Der Traumsequenz, die mich damals einige Monate lang nicht losgelassen hatte, war ein wüster Tumult vorangegangen. Ich erinnere mich, dass angefangen bei meinen Kindheitsfreunden so ziemlich alle Menschen, die mir in meinem Leben etwas bedeutet hatten, darin vorkamen. Ich erinnere mich an Szenen, die aus einem Abenteuerfilm stammen könnten – bunt gekleidete Räuber, einige mit schwarzen Augenklappen, die auf wilden Pferden durch einen Wald, eher eine an einen Wald grenzende Lichtung, ritten. Darin war ich wohl auch verwickelt, und ich kam schließlich im Hof oder Garten einer Schlossruine an. Ich trug ein aus Beige- und Brauntönen gesprenkeltes Sakko, das ich vor ein paar Jahren sozusagen unter Protest gekauft hatte, als ich zur Hochzeit eines Freundes eingeladen worden war. Darunter trug ich ein weißes Hemd. Ich war gerade angekommen – von diesem Tumult hier praktisch angeschwemmt worden –, stand im Gras, nicht weit von mir entfernt ein halb verfallener unscheinbarer Arkadengang.

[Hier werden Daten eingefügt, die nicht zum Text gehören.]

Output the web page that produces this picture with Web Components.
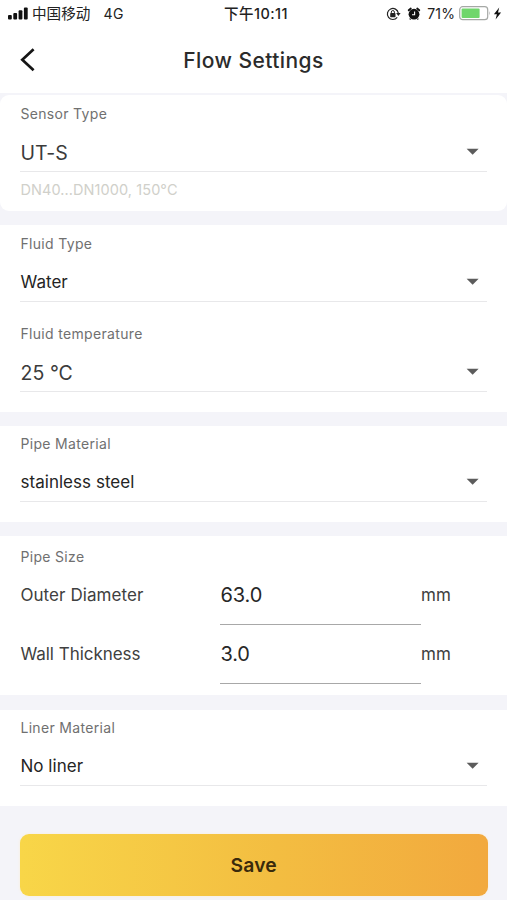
<!DOCTYPE html>
<html lang="en">
<head>
<meta charset="utf-8">
<title>Flow Settings</title>
<style>
html,body{margin:0;height:900px;overflow:hidden;background:#f4f4f9}
body{font-family:Inter,"Noto Sans CJK SC",sans-serif;color:#333}
</style>
</head>
<body>
<flow-app></flow-app>
<script>
const define = (name, html, init) => customElements.define(name, class extends HTMLElement {
  constructor() {
    super();
    this.attachShadow({mode: 'open'}).innerHTML = html;
  }
  connectedCallback() { if (init) init(this, this.shadowRoot); }
});

define('status-bar', `
<style>
:host{display:grid;grid-template-columns:1fr auto 1fr;align-items:center;height:27px;padding:0 5px 0 8px;color:#222;font-size:14px;line-height:20px}
.left,.right{display:flex;align-items:center}
.right{justify-content:flex-end}
svg{display:block;flex:none}
.carrier{font-size:14.6px;margin-left:4px;white-space:nowrap}
.net{margin-left:13px;letter-spacing:.6px}
.time{font-weight:500;font-size:14.5px;white-space:nowrap;letter-spacing:.45px;padding-left:2px}
.pct{margin:0 4px 0 6px;letter-spacing:.1px}
</style>
<div class="left">
<svg width="20" height="13" viewBox="0 0 20 13" fill="#111"><rect x="0" y="8" width="3.8" height="4.4" rx="1"/><rect x="5.3" y="6" width="3.8" height="6.4" rx="1"/><rect x="10.6" y="3.3" width="3.8" height="9.1" rx="1"/><rect x="15.9" y=".5" width="3.8" height="11.9" rx="1"/></svg>
<span class="carrier">中国移动</span><span class="net">4G</span>
</div>
<div class="time">下午10:11</div>
<div class="right">
<svg width="15" height="14" viewBox="0 0 15 14"><path d="M11.2 10.4A5.5 5.5 0 1 1 12.3 6" fill="none" stroke="#222" stroke-width="1.2"/><path d="M10.1 5.9h4.5l-2.2 3.1z" fill="#222"/><rect x="4.2" y="6.1" width="5.3" height="4.1" rx=".6" fill="#222"/><path d="M5.3 6.2V5.1a1.55 1.55 0 0 1 3.1 0v1.1" fill="none" stroke="#222" stroke-width="1"/></svg>
<svg style="margin-left:6px" width="14" height="14" viewBox="0 0 14 14"><circle cx="7" cy="7.2" r="5.4" fill="#111"/><path d="M1.7 3.3L3.8 1.5M12.3 3.3L10.2 1.5" stroke="#111" stroke-width="1.8" stroke-linecap="round"/><path d="M3.4 11.7l-.6.8M10.6 11.7l.6.8" stroke="#111" stroke-width="1.4"/><path d="M7.6 4.5v3.2H5" fill="none" stroke="#fff" stroke-width="1.1"/></svg>
<span class="pct">71%</span>
<svg width="32" height="15" viewBox="0 0 32 15"><rect x=".7" y=".7" width="28" height="13" rx="3" fill="#fff" stroke="#a5a8a5" stroke-width="1.2"/><rect x="2.6" y="2.5" width="18" height="9.4" rx="1" fill="#70d66c"/><path d="M30.1 5q1.6 2.2 0 4.4z" fill="#a5a8a5"/></svg>
<svg style="margin-left:2px" width="9" height="13" viewBox="0 0 9 13"><path d="M6.2.5L.9 7.2h3L2.6 12.5 8.1 5.5H5z" fill="#111"/></svg>
</div>`);

define('nav-header', `
<style>
:host{display:grid;grid-template-columns:60px 1fr 60px;align-items:center;height:66px}
svg{display:block;margin-left:20px}
h1{margin:1px 0 0;padding-top:1px;text-align:center;font-size:21px;line-height:28px;font-weight:500;letter-spacing:.42px;color:#2b2b2b}
</style>
<svg width="16" height="25" viewBox="0 0 16 25"><path d="M13.6 1.3L2.3 11.8l11.3 10.5" fill="none" stroke="#151515" stroke-width="2.7"/></svg>
<h1><slot></slot></h1>`);

define('settings-card', `
<style>
:host{display:block;box-sizing:border-box;background:#fff;padding:0 20px;flex:none}
:host([rounded]){border-radius:9px}
</style><slot></slot>`);

define('field-label', `
<style>:host{display:block;font-size:14px;line-height:20px;height:20px;color:#707070;letter-spacing:.33px;white-space:nowrap;padding-left:.4px}</style><slot></slot>`);

define('select-field', `
<style>
:host{display:block;color:#242424}
.row{display:flex;justify-content:space-between;align-items:center;height:38px;margin-top:9px;border-bottom:1.5px solid #e8e8ea;padding:0 8px 0 .5px;font-size:17px;letter-spacing:.03px}
:host([large]) .row{font-size:19.5px;letter-spacing:.05px;color:#3b3b3b}
:host([large]) .row span{padding-top:2px}
svg{display:block;margin-top:.5px}
</style>
<field-label></field-label>
<div class="row"><span><slot></slot></span><svg width="13" height="8" viewBox="0 0 13 8"><path d="M.6 .7h12l-6 6z" fill="#5c5c5c"/></svg></div>`,
(el, root) => { root.querySelector('field-label').textContent = el.getAttribute('label'); });

define('measure-field', `
<style>
:host{display:grid;grid-template-columns:200px 201px auto;height:59px;font-size:17px;letter-spacing:.08px;color:#404040;line-height:38px}
.name{padding-left:.4px}
:host([tight]) .name{letter-spacing:-.03px}
.value{box-sizing:border-box;height:49px;border-bottom:1.5px solid #a8a8a8;font-size:20px;letter-spacing:-.1px;color:#272727;line-height:39px;padding-left:.4px}
</style>
<span class="name"></span><div class="value"><slot></slot></div><span>mm</span>`,
(el, root) => { root.querySelector('.name').textContent = el.getAttribute('label'); });

define('save-button', `
<style>
:host{display:block}
button{display:block;width:100%;height:62px;border:0;border-radius:9px;padding:0 0 1px;background:linear-gradient(90deg,#f8d648,#f3bd41 55%,#f2a93e);font:600 19.3px Inter,sans-serif;letter-spacing:.2px;color:#3a2a0c;box-shadow:0 0 3px #faeed8}
</style><button><slot></slot></button>`);

define('flow-app', `
<style>
:host{display:flex;flex-direction:column;height:900px;width:507px;background:#f4f4f9}
header{background:#fff;height:93px;flex:none;margin-bottom:2px}
.hint{font-size:14.5px;line-height:20px;color:#d0d0ca;margin-top:8px;letter-spacing:.08px;padding-left:.4px}
.stack{display:flex;flex-direction:column;gap:22px}
save-button{margin:28px 19.5px 0 20px}
</style>
<header><status-bar></status-bar><nav-header>Flow Settings</nav-header></header>
<settings-card rounded style="height:116px;margin-bottom:14px;padding-top:9px"><select-field label="Sensor Type" large>UT-S</select-field><div class="hint">DN40...DN1000, 150°C</div></settings-card>
<settings-card style="height:187px;margin-bottom:14px;padding-top:9px"><div class="stack"><select-field label="Fluid Type">Water</select-field><select-field label="Fluid temperature" large>25 °C</select-field></div></settings-card>
<settings-card style="height:96px;margin-bottom:14px;padding-top:8px"><select-field label="Pipe Material">stainless steel</select-field></settings-card>
<settings-card style="height:159px;margin-bottom:15px;padding-top:11px"><field-label style="margin-bottom:9px">Pipe Size</field-label><measure-field label="Outer Diameter">63.0</measure-field><measure-field tight label="Wall Thickness">3.0</measure-field></settings-card>
<settings-card style="height:96px;padding-top:8px"><select-field label="Liner Material">No liner</select-field></settings-card>
<save-button>Save</save-button>`);
</script>
</body>
</html>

Ohne dass ich das vorher wahrgenommen hätte, hatte sich mir eine Gestalt in einem schwarzen Umhang mit Kapuze genähert, etwas vorgebeugt, das Gesicht in der Kapuze vergraben. Die Gestalt öffnete den Spalt des Umhangs etwas weiter, um Bewegungsraum für die Hände zu bekommen, und als sie den Kopf hob und die Kapuze etwas zurücksank, erkannte ich die Frau, die ich gerne geliebt hätte, unter dem Umhang war nun auch das Outfit zu sehen, das sie bei der Party trug, bei der ich sie zuletzt getroffen hatte. In ihrer rechten Hand hielt sie eine Pistole, sie zielte aus nur wenigen Metern Entfernung auf meine Brust und drückte ab.
Ich spürte im Traum keinerlei Schmerz. Ich wusste, dass sie in mein Herz geschossen hatte und ohne hinunter zu sehen wusste ich auch, dass sich ein dünnes Rinnsal aus Blut im weißen Hemd abzuzeichnen begann. Ich griff mit der linken Hand nach einem weißen Stofftaschentuch, das ich in der Sakkotasche hatte, und wollte das Blut abwischen. Aber mitten in der Bewegung geschah das Schreckliche, das mich lange nicht mehr losließ: Plötzlich schoss mir der Gedanke durch den Kopf: Wozu soll ich das noch machen? In wenigen Minuten bin ich sowieso tot.
Diese plötzliche Erkenntnis, dass man nichts mehr tun konnte. Es war nicht die Eingebung, die letzten Minuten meines Lebens nicht mit solchem Blödsinn zu verschwenden. Ich tat oder dachte auch nichts anderes. Und ich war völlig allein. Ich weiß auch nicht, was die Frau, die mich gerade getötet hatte, jetzt machte; sie war einfach aus meiner Wahrnehmung verschwunden.
Es war großartig, dass Christoph sich nicht auch einfach an den Banalitäten festfraß, dass mich eine Frau zurückgewiesen hatte und ich das eben schmerzhaft empfand. Das waren nicht nur Schmerzen; die Erinnerung an diese Traumszene überfiel mich oft plötzlich während des Tages und ich erlebte es immer wieder als Todeserfahrung. Die Erzählung löste etwas noch Unklares in Christoph aus. Er sagte, er werde darüber weiter nachdenken und dann etwas zu dem Traum sagen. Wir versanken in nachdenkliches Schweigen, unsere Blicke verloren sich im Nachthimmel, der für niemanden auf diesem Planeten mehr derselbe war wie noch ein Jahr zuvor, und nach einer Weile kamen wir überein, dass es das Beste sei, jetzt schlafen zu gehen und uns morgen gegen halb zehn zum Frühstück zu treffen.